"We are here and we are needed," declared author and lawyer John Grisham, referring to the Innocence Project of Minnesota and the "unfortunate reality of a broken criminal system that incarcerates people for crimes they did not commit." Grisham, whose book "The Innocent Man" was based on the real-life events of Dennis Fritz, stressed the importance of the Innocence Project as keynote speaker at the Innocence Project of Minnesota's annual fund-raising benefit on October 15. The event, which drew more than 540 guests, raised more than $80,000. One guest paid $5,000 to have the right to name a character in an upcoming Grisham novel.
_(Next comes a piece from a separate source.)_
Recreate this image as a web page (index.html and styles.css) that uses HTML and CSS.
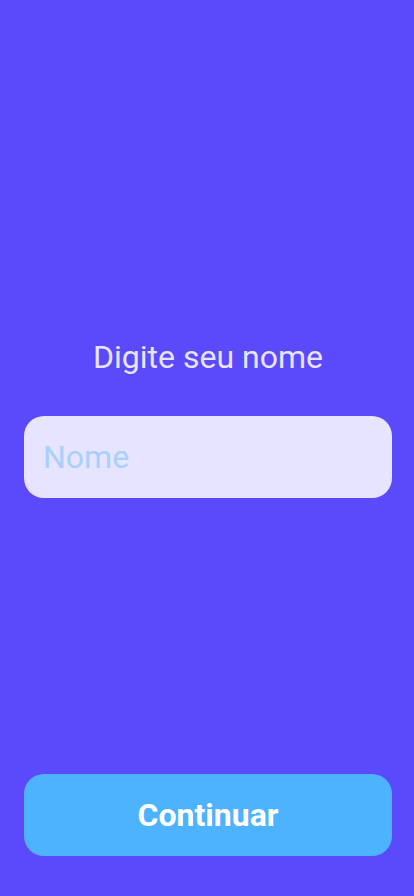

Dennis Fritz, protagonist of Grisham's most recent novel, spent 12 years of his life behind bars for a wrongful murder conviction. During his sentencing, he was one vote shy of receiving the death penalty. Grisham stressed the harsh reality that Fritz could have been executed in the same year that he was instead exonerated as a result of his determination and the aid of the Innocence Project. Grisham related how touching the human capacity to forgive can be, in stark contrast to our ability to inflict great cruelty.
It is estimated that between 2 to 5 percent, and possibly as many as 10 percent, of the 2.4 million incarcerated individuals are innocent. Those that are exonerated, Grisham noted, are "thrown back out in society and expected to survive, without compensation, without an apology, and frequently, without a family or support network. Fritz was lucky; he had family, a resiliently stubborn spirit, and a desire to tell his story."
Hamline University College of Liberal Arts and Hamline University School of Law are sponsors of Innocence Project of Minnesota, which is based at Hamline University. Alumni, students, professors and staff members from Hamline support and actively participate in Innocence Project cases.